* [To be done]:
How many lines of these entries include the string "React"? State the number alone.

* [Dataset entries]:

########################################

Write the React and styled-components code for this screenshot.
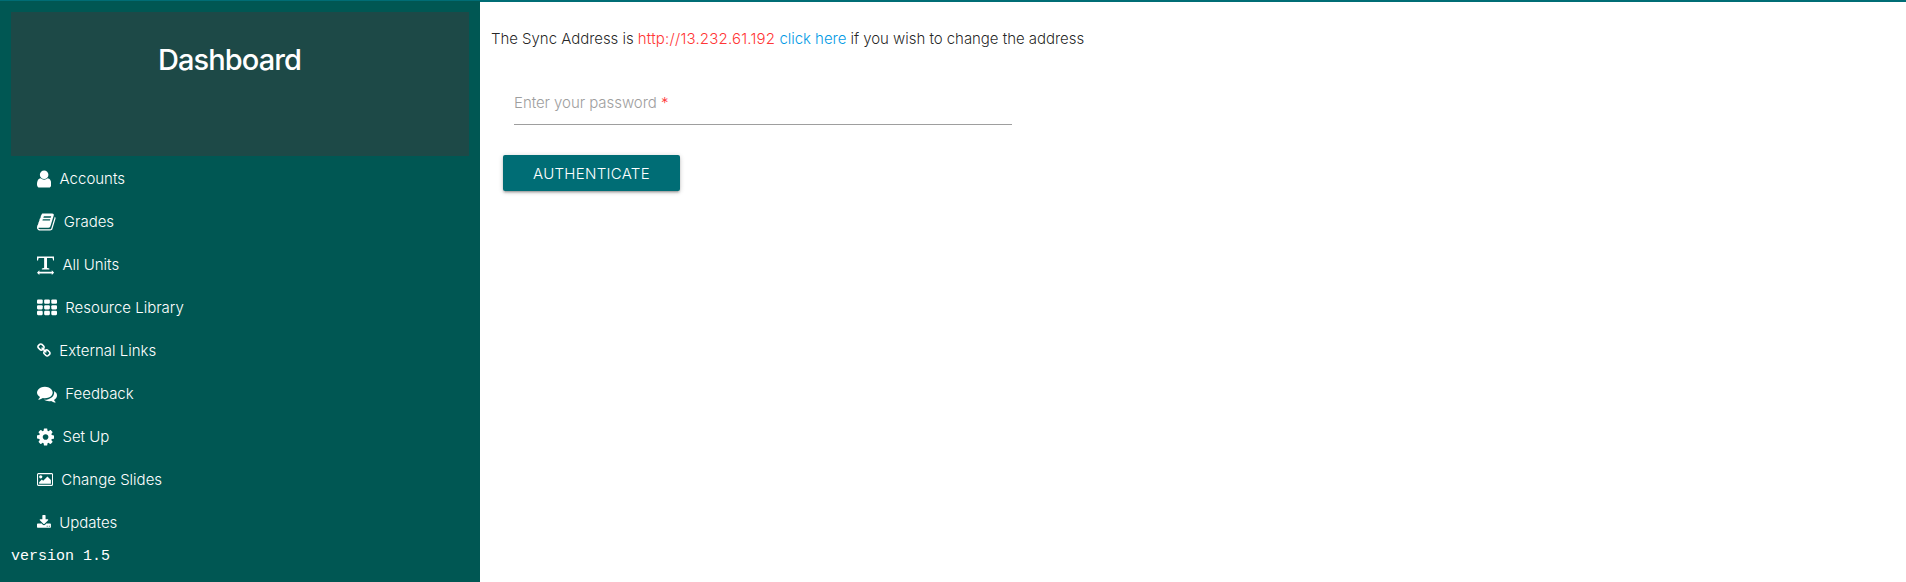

########################################

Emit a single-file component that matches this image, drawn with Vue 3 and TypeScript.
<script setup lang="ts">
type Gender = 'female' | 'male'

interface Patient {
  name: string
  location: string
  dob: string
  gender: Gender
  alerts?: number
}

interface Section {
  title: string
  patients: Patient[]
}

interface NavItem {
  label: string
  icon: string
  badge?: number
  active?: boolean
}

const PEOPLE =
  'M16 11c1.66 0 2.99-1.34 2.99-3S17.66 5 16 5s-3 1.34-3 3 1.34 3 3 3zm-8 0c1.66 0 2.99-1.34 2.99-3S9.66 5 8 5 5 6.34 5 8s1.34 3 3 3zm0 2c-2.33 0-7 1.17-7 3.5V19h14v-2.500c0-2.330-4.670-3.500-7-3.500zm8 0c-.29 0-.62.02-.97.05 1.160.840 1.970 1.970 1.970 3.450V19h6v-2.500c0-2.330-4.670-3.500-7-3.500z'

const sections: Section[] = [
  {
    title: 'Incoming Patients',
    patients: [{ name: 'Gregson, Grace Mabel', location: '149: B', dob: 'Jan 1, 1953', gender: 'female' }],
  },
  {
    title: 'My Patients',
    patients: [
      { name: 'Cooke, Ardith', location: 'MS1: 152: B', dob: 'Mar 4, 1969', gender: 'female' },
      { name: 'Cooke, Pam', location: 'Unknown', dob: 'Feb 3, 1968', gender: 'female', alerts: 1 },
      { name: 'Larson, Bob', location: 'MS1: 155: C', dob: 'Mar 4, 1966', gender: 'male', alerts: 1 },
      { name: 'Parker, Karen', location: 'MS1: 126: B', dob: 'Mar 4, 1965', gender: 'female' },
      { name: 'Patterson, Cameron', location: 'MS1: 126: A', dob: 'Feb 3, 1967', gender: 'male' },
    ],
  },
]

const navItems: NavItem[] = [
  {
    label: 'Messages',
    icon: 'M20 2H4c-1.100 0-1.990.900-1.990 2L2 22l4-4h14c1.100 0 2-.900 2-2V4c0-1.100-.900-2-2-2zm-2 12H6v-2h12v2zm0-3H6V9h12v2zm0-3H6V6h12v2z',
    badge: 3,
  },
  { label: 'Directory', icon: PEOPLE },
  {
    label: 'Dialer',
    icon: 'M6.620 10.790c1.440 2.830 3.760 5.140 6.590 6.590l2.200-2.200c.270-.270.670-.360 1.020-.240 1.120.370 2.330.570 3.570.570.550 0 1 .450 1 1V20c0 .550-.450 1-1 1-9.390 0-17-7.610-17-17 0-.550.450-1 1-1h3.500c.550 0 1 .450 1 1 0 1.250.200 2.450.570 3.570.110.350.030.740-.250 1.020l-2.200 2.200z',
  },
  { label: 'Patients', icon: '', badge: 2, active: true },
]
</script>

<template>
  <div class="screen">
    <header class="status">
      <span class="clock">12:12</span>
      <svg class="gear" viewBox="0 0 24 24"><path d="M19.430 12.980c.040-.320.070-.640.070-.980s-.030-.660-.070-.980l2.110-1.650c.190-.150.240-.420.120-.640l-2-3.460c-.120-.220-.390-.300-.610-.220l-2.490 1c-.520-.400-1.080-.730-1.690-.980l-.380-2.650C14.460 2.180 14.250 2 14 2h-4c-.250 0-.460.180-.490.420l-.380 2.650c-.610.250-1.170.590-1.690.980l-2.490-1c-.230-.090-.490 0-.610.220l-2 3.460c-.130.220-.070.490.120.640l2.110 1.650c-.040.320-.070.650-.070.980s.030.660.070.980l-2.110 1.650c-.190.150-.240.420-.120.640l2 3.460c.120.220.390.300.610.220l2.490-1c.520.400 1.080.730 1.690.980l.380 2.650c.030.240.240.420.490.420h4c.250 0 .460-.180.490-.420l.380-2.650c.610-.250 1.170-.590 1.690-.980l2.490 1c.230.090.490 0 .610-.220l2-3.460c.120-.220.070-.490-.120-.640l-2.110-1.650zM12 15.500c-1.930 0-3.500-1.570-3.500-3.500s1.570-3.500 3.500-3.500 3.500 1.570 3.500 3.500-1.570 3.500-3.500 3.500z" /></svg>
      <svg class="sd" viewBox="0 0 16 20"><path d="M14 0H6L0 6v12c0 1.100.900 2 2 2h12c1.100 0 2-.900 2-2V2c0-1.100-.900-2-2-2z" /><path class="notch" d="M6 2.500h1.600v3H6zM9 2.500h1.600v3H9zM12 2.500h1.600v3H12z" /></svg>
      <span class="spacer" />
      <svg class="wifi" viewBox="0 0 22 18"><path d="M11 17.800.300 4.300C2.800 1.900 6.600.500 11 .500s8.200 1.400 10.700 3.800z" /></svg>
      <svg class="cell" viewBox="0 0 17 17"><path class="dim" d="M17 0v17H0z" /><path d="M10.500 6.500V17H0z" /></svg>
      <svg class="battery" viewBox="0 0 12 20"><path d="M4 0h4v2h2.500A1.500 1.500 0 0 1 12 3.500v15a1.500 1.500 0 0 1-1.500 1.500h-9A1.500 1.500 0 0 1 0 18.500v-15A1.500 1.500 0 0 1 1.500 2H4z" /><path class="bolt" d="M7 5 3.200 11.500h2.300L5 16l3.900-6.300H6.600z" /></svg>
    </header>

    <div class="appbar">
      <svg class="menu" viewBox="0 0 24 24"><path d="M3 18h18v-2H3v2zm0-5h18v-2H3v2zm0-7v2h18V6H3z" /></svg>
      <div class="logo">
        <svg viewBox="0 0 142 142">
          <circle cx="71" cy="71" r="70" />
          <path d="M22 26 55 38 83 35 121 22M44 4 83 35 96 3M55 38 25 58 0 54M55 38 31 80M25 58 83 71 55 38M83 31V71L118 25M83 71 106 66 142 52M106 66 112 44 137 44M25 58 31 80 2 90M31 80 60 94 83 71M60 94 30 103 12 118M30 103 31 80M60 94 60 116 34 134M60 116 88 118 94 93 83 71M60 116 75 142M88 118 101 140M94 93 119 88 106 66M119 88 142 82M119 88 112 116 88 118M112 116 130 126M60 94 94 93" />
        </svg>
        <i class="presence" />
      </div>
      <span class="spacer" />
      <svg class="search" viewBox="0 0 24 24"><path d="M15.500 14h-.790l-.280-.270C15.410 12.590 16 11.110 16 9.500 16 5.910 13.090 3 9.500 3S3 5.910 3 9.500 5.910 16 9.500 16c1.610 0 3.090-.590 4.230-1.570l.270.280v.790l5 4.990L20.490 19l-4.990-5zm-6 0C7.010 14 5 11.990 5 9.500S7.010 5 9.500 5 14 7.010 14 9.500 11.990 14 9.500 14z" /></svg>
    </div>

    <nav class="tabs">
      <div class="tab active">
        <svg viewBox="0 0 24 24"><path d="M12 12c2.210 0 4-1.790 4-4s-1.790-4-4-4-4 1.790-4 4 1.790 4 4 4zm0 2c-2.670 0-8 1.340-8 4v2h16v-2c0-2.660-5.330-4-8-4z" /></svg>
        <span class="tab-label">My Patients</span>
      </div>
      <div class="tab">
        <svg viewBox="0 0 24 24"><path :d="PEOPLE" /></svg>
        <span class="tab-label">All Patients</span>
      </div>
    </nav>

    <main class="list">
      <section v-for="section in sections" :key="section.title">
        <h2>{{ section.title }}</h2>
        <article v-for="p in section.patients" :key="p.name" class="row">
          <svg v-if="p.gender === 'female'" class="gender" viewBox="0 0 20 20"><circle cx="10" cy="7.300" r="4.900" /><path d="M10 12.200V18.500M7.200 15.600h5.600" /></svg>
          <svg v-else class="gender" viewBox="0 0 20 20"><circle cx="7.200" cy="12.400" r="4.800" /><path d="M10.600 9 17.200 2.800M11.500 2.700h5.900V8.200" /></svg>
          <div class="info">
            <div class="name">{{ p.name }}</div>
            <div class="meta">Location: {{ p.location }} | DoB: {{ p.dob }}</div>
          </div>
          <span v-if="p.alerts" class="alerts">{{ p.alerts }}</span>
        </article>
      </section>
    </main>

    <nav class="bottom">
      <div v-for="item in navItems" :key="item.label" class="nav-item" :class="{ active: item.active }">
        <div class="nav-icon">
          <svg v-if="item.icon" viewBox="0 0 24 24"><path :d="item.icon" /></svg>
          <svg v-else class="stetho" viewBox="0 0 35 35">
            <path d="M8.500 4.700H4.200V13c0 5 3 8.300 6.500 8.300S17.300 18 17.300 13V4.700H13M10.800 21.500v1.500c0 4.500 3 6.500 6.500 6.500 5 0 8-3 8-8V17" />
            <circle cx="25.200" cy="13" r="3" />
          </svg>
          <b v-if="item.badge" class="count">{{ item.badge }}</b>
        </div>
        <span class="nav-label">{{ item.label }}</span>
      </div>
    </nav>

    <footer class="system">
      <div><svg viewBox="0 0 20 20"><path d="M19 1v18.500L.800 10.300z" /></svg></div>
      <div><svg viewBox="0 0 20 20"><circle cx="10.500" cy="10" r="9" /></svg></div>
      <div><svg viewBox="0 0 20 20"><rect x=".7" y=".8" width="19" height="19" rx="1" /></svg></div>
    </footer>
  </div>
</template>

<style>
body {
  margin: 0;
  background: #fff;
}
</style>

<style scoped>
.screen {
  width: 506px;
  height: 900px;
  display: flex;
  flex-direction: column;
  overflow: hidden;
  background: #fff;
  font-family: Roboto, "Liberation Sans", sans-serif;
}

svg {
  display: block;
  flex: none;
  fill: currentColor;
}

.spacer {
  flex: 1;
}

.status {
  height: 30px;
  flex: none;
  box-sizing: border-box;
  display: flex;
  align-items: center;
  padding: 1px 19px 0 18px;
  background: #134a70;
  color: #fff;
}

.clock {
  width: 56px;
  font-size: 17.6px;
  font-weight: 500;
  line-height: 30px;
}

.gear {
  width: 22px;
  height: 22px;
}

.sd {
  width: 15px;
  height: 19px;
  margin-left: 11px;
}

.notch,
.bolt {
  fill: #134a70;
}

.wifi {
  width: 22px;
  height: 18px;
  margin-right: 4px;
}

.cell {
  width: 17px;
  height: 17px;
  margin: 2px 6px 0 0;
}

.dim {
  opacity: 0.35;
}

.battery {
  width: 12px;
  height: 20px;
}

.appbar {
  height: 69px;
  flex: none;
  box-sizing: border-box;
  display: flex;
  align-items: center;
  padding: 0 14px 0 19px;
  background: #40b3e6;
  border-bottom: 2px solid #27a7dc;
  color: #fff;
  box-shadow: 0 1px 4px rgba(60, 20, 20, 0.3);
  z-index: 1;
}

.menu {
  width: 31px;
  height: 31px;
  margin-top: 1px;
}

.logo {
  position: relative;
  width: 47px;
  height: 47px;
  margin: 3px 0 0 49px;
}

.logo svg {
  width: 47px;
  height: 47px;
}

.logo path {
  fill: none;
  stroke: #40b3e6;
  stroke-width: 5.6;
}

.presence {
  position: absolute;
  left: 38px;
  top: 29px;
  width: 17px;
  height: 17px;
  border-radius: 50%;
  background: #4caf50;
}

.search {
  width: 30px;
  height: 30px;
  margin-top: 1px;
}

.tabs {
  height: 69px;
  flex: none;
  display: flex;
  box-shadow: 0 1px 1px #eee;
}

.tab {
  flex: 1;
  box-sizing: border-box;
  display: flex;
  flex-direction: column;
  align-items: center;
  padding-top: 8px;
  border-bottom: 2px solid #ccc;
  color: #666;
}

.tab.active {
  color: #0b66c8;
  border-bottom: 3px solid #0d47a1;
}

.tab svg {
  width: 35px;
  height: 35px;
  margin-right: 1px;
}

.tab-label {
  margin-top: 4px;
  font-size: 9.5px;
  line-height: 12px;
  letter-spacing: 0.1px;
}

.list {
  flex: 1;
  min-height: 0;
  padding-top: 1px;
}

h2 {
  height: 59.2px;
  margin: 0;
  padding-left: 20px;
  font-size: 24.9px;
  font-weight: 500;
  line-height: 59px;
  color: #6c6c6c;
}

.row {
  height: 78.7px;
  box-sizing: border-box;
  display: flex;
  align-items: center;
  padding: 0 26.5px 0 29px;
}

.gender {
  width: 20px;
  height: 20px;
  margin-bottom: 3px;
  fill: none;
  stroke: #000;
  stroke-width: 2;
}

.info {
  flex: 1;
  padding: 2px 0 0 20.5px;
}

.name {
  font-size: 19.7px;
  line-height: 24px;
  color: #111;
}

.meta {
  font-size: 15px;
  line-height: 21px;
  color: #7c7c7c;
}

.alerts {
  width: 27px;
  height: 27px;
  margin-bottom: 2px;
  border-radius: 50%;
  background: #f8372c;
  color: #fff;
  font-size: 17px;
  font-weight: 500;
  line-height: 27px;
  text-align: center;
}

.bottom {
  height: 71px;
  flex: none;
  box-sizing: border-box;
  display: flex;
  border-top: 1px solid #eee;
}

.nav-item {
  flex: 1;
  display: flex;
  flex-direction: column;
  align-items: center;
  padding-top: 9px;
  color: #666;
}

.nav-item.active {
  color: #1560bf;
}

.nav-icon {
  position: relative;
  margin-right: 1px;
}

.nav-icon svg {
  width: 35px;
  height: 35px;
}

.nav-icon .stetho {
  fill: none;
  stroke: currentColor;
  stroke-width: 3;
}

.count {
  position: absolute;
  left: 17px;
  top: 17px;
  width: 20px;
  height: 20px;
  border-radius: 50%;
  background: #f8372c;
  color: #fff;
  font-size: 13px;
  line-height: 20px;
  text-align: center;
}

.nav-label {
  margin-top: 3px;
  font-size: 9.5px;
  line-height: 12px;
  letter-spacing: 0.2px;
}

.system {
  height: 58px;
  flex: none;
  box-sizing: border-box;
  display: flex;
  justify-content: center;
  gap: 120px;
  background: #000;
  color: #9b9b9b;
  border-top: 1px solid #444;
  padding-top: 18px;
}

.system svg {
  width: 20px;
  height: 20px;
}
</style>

########################################

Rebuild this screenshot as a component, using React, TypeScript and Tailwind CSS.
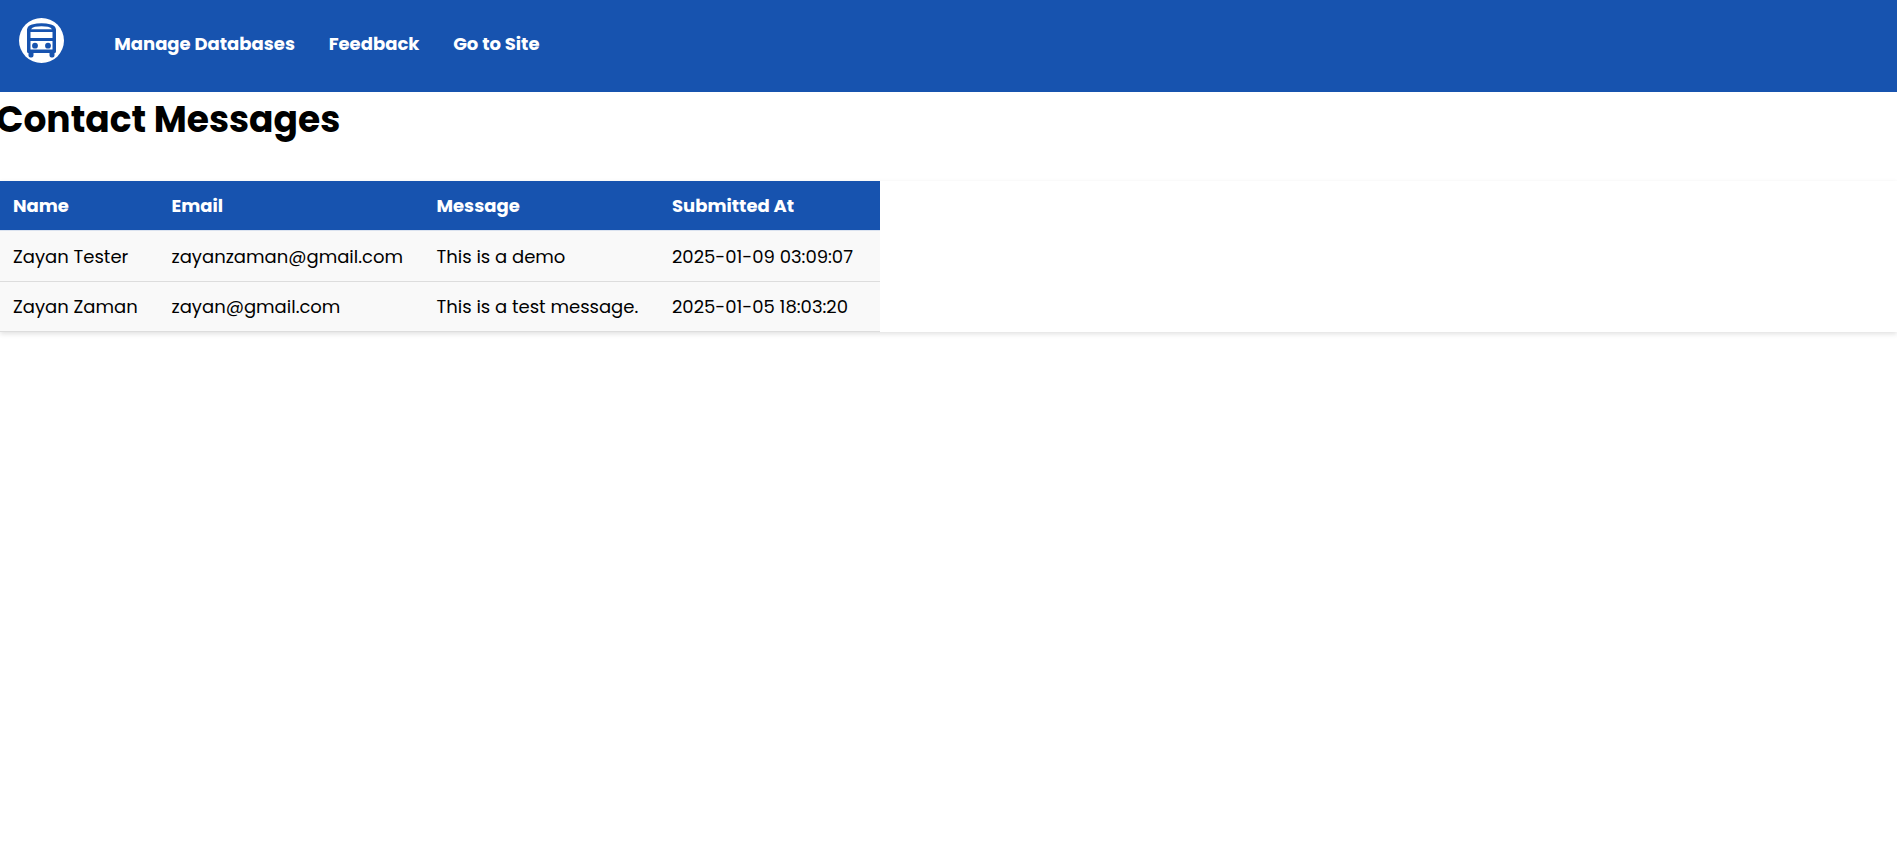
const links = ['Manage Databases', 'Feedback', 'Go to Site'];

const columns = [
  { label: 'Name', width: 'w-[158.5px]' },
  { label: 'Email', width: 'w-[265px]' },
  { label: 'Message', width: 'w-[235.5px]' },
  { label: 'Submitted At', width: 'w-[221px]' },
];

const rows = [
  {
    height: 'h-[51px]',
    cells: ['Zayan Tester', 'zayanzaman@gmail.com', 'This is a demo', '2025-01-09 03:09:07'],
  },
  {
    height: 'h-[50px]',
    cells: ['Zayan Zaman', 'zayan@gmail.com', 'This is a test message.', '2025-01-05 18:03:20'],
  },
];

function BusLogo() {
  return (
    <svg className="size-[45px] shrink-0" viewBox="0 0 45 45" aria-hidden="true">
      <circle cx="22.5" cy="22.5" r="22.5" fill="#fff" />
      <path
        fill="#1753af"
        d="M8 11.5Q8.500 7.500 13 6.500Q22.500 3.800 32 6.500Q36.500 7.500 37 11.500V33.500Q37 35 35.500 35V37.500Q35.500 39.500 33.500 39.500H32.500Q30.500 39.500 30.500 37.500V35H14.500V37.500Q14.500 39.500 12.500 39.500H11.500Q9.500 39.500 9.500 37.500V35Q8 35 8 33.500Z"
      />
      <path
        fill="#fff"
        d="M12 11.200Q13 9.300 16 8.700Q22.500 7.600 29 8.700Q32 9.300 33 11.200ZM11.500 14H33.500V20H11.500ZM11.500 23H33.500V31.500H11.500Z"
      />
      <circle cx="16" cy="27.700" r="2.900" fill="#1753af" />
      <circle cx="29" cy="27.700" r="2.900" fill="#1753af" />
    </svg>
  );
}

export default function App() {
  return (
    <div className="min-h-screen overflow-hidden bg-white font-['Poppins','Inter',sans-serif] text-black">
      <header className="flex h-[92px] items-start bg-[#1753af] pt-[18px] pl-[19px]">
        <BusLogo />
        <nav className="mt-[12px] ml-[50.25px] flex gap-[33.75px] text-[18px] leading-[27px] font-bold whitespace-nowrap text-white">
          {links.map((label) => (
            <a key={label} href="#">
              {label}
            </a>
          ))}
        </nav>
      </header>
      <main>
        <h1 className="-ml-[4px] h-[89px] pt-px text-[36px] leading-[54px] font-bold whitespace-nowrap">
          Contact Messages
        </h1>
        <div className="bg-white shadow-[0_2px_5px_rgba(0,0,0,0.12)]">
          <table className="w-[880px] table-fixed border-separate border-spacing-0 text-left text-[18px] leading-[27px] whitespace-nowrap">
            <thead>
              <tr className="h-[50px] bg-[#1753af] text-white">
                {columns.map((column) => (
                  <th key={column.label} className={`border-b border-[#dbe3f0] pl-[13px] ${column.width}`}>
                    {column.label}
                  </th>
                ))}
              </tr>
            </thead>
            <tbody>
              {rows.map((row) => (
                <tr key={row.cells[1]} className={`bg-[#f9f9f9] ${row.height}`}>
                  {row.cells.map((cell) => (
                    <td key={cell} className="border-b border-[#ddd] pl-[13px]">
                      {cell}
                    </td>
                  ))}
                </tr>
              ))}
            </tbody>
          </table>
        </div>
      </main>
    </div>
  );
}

########################################

* [The response]:
2